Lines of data
[START]
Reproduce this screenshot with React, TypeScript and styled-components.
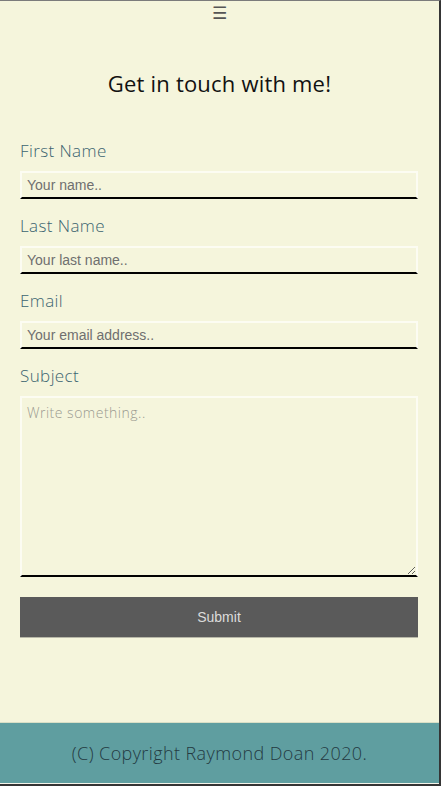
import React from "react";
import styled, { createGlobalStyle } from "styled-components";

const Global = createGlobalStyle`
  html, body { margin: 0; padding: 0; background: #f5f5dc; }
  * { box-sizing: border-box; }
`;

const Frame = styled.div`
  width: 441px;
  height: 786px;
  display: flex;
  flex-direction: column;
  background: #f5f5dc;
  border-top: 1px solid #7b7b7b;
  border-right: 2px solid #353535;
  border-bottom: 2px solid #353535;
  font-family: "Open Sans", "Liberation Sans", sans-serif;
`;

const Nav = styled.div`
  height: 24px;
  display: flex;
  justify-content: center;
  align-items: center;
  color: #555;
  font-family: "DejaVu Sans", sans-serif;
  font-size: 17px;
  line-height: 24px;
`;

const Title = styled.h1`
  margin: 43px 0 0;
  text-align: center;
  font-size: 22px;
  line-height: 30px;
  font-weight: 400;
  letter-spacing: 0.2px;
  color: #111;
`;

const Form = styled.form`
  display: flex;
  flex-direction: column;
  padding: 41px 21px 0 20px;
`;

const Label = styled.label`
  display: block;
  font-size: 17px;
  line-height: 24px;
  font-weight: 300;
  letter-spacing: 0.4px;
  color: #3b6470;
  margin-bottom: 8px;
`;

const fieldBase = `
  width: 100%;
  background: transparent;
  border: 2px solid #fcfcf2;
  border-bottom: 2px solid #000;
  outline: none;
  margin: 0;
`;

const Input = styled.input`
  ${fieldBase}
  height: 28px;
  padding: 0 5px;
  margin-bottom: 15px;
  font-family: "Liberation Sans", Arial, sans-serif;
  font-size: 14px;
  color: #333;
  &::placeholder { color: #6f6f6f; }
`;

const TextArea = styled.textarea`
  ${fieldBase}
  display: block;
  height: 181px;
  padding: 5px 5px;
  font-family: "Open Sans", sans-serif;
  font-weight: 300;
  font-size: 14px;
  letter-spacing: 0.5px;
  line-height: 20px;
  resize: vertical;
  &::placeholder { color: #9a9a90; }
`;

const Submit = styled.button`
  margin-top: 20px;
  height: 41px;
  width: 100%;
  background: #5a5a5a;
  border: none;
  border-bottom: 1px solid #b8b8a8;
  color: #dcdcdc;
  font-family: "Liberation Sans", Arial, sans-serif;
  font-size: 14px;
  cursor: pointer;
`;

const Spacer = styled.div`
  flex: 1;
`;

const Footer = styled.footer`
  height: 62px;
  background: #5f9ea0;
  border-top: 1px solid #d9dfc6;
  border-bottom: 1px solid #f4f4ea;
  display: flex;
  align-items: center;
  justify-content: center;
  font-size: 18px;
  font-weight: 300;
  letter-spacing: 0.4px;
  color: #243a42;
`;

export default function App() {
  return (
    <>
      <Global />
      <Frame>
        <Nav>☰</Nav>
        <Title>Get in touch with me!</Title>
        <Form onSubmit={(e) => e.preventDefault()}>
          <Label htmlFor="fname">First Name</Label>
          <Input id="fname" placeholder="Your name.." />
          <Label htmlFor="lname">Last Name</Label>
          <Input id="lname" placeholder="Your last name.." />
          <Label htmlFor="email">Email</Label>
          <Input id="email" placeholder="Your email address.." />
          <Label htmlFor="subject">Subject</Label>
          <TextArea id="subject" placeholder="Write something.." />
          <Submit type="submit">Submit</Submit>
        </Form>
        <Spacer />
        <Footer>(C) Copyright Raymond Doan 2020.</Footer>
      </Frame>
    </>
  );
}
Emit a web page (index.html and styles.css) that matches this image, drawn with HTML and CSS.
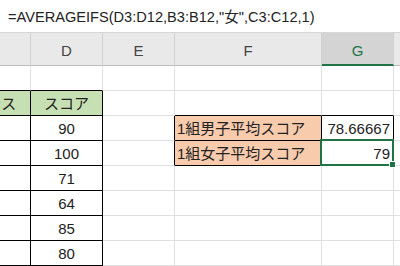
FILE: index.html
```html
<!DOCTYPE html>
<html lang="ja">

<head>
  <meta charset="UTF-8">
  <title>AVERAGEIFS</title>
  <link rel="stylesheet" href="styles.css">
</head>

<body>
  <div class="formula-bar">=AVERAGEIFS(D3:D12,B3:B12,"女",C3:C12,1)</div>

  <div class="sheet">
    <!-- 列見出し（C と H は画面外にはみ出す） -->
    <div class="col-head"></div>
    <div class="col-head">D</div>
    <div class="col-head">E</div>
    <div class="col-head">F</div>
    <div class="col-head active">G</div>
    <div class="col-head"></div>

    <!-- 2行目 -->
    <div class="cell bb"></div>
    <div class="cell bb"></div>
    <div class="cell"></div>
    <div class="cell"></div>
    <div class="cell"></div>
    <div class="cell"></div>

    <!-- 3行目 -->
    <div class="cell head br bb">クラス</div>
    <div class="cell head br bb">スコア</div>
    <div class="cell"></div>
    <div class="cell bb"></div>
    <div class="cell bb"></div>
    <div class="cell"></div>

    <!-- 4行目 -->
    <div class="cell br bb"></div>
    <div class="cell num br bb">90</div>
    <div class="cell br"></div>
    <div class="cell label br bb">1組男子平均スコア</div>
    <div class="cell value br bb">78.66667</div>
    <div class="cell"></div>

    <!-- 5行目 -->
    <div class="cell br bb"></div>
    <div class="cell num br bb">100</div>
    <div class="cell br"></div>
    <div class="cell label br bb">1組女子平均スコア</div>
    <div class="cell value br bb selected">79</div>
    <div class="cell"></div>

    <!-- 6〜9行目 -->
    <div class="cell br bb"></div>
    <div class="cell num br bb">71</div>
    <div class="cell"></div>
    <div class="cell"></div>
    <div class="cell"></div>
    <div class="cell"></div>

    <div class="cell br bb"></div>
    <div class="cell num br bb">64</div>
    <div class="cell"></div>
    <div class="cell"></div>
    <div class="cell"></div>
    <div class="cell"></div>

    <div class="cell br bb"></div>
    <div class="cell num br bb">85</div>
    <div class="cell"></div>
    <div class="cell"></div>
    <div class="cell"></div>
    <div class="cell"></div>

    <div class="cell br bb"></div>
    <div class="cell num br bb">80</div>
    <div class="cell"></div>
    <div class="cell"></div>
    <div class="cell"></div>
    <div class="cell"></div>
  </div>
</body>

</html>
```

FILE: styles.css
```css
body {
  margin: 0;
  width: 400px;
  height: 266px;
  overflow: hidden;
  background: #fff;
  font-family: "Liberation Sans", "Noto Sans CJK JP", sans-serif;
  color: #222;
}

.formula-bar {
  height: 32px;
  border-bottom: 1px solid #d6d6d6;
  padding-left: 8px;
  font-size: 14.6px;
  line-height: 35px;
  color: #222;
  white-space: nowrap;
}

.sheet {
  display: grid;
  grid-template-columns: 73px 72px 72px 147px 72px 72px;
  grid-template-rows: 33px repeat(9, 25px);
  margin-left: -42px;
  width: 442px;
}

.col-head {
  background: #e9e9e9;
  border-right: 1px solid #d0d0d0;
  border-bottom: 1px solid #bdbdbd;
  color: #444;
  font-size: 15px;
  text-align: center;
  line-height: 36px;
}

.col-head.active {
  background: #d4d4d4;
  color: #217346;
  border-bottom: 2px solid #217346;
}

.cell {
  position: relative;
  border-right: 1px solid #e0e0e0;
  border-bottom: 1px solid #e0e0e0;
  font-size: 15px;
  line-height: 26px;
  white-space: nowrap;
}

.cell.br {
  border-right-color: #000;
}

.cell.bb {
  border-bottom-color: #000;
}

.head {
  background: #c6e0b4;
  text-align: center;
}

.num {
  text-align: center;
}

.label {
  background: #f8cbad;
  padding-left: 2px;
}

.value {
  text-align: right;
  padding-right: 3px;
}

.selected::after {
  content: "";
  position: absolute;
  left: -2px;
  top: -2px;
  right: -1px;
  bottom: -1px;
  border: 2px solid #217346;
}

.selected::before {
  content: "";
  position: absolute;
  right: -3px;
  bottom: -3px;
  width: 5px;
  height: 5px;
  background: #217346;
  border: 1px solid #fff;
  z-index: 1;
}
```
[END]
- _SET TASK_: Leave out every picture and copy the rest of the records exactly.

- _EXERCISE RESULT_:
Reproduce this screenshot with React, TypeScript and styled-components.
import React from "react";
import styled, { createGlobalStyle } from "styled-components";

const Global = createGlobalStyle`
  html, body { margin: 0; padding: 0; background: #f5f5dc; }
  * { box-sizing: border-box; }
`;

const Frame = styled.div`
  width: 441px;
  height: 786px;
  display: flex;
  flex-direction: column;
  background: #f5f5dc;
  border-top: 1px solid #7b7b7b;
  border-right: 2px solid #353535;
  border-bottom: 2px solid #353535;
  font-family: "Open Sans", "Liberation Sans", sans-serif;
`;

const Nav = styled.div`
  height: 24px;
  display: flex;
  justify-content: center;
  align-items: center;
  color: #555;
  font-family: "DejaVu Sans", sans-serif;
  font-size: 17px;
  line-height: 24px;
`;

const Title = styled.h1`
  margin: 43px 0 0;
  text-align: center;
  font-size: 22px;
  line-height: 30px;
  font-weight: 400;
  letter-spacing: 0.2px;
  color: #111;
`;

const Form = styled.form`
  display: flex;
  flex-direction: column;
  padding: 41px 21px 0 20px;
`;

const Label = styled.label`
  display: block;
  font-size: 17px;
  line-height: 24px;
  font-weight: 300;
  letter-spacing: 0.4px;
  color: #3b6470;
  margin-bottom: 8px;
`;

const fieldBase = `
  width: 100%;
  background: transparent;
  border: 2px solid #fcfcf2;
  border-bottom: 2px solid #000;
  outline: none;
  margin: 0;
`;

const Input = styled.input`
  ${fieldBase}
  height: 28px;
  padding: 0 5px;
  margin-bottom: 15px;
  font-family: "Liberation Sans", Arial, sans-serif;
  font-size: 14px;
  color: #333;
  &::placeholder { color: #6f6f6f; }
`;

const TextArea = styled.textarea`
  ${fieldBase}
  display: block;
  height: 181px;
  padding: 5px 5px;
  font-family: "Open Sans", sans-serif;
  font-weight: 300;
  font-size: 14px;
  letter-spacing: 0.5px;
  line-height: 20px;
  resize: vertical;
  &::placeholder { color: #9a9a90; }
`;

const Submit = styled.button`
  margin-top: 20px;
  height: 41px;
  width: 100%;
  background: #5a5a5a;
  border: none;
  border-bottom: 1px solid #b8b8a8;
  color: #dcdcdc;
  font-family: "Liberation Sans", Arial, sans-serif;
  font-size: 14px;
  cursor: pointer;
`;

const Spacer = styled.div`
  flex: 1;
`;

const Footer = styled.footer`
  height: 62px;
  background: #5f9ea0;
  border-top: 1px solid #d9dfc6;
  border-bottom: 1px solid #f4f4ea;
  display: flex;
  align-items: center;
  justify-content: center;
  font-size: 18px;
  font-weight: 300;
  letter-spacing: 0.4px;
  color: #243a42;
`;

export default function App() {
  return (
    <>
      <Global />
      <Frame>
        <Nav>☰</Nav>
        <Title>Get in touch with me!</Title>
        <Form onSubmit={(e) => e.preventDefault()}>
          <Label htmlFor="fname">First Name</Label>
          <Input id="fname" placeholder="Your name.." />
          <Label htmlFor="lname">Last Name</Label>
          <Input id="lname" placeholder="Your last name.." />
          <Label htmlFor="email">Email</Label>
          <Input id="email" placeholder="Your email address.." />
          <Label htmlFor="subject">Subject</Label>
          <TextArea id="subject" placeholder="Write something.." />
          <Submit type="submit">Submit</Submit>
        </Form>
        <Spacer />
        <Footer>(C) Copyright Raymond Doan 2020.</Footer>
      </Frame>
    </>
  );
}
Emit a web page (index.html and styles.css) that matches this image, drawn with HTML and CSS.
FILE: index.html
```html
<!DOCTYPE html>
<html lang="ja">

<head>
  <meta charset="UTF-8">
  <title>AVERAGEIFS</title>
  <link rel="stylesheet" href="styles.css">
</head>

<body>
  <div class="formula-bar">=AVERAGEIFS(D3:D12,B3:B12,"女",C3:C12,1)</div>

  <div class="sheet">
    <!-- 列見出し（C と H は画面外にはみ出す） -->
    <div class="col-head"></div>
    <div class="col-head">D</div>
    <div class="col-head">E</div>
    <div class="col-head">F</div>
    <div class="col-head active">G</div>
    <div class="col-head"></div>

    <!-- 2行目 -->
    <div class="cell bb"></div>
    <div class="cell bb"></div>
    <div class="cell"></div>
    <div class="cell"></div>
    <div class="cell"></div>
    <div class="cell"></div>

    <!-- 3行目 -->
    <div class="cell head br bb">クラス</div>
    <div class="cell head br bb">スコア</div>
    <div class="cell"></div>
    <div class="cell bb"></div>
    <div class="cell bb"></div>
    <div class="cell"></div>

    <!-- 4行目 -->
    <div class="cell br bb"></div>
    <div class="cell num br bb">90</div>
    <div class="cell br"></div>
    <div class="cell label br bb">1組男子平均スコア</div>
    <div class="cell value br bb">78.66667</div>
    <div class="cell"></div>

    <!-- 5行目 -->
    <div class="cell br bb"></div>
    <div class="cell num br bb">100</div>
    <div class="cell br"></div>
    <div class="cell label br bb">1組女子平均スコア</div>
    <div class="cell value br bb selected">79</div>
    <div class="cell"></div>

    <!-- 6〜9行目 -->
    <div class="cell br bb"></div>
    <div class="cell num br bb">71</div>
    <div class="cell"></div>
    <div class="cell"></div>
    <div class="cell"></div>
    <div class="cell"></div>

    <div class="cell br bb"></div>
    <div class="cell num br bb">64</div>
    <div class="cell"></div>
    <div class="cell"></div>
    <div class="cell"></div>
    <div class="cell"></div>

    <div class="cell br bb"></div>
    <div class="cell num br bb">85</div>
    <div class="cell"></div>
    <div class="cell"></div>
    <div class="cell"></div>
    <div class="cell"></div>

    <div class="cell br bb"></div>
    <div class="cell num br bb">80</div>
    <div class="cell"></div>
    <div class="cell"></div>
    <div class="cell"></div>
    <div class="cell"></div>
  </div>
</body>

</html>
```

FILE: styles.css
```css
body {
  margin: 0;
  width: 400px;
  height: 266px;
  overflow: hidden;
  background: #fff;
  font-family: "Liberation Sans", "Noto Sans CJK JP", sans-serif;
  color: #222;
}

.formula-bar {
  height: 32px;
  border-bottom: 1px solid #d6d6d6;
  padding-left: 8px;
  font-size: 14.6px;
  line-height: 35px;
  color: #222;
  white-space: nowrap;
}

.sheet {
  display: grid;
  grid-template-columns: 73px 72px 72px 147px 72px 72px;
  grid-template-rows: 33px repeat(9, 25px);
  margin-left: -42px;
  width: 442px;
}

.col-head {
  background: #e9e9e9;
  border-right: 1px solid #d0d0d0;
  border-bottom: 1px solid #bdbdbd;
  color: #444;
  font-size: 15px;
  text-align: center;
  line-height: 36px;
}

.col-head.active {
  background: #d4d4d4;
  color: #217346;
  border-bottom: 2px solid #217346;
}

.cell {
  position: relative;
  border-right: 1px solid #e0e0e0;
  border-bottom: 1px solid #e0e0e0;
  font-size: 15px;
  line-height: 26px;
  white-space: nowrap;
}

.cell.br {
  border-right-color: #000;
}

.cell.bb {
  border-bottom-color: #000;
}

.head {
  background: #c6e0b4;
  text-align: center;
}

.num {
  text-align: center;
}

.label {
  background: #f8cbad;
  padding-left: 2px;
}

.value {
  text-align: right;
  padding-right: 3px;
}

.selected::after {
  content: "";
  position: absolute;
  left: -2px;
  top: -2px;
  right: -1px;
  bottom: -1px;
  border: 2px solid #217346;
}

.selected::before {
  content: "";
  position: absolute;
  right: -3px;
  bottom: -3px;
  width: 5px;
  height: 5px;
  background: #217346;
  border: 1px solid #fff;
  z-index: 1;
}
```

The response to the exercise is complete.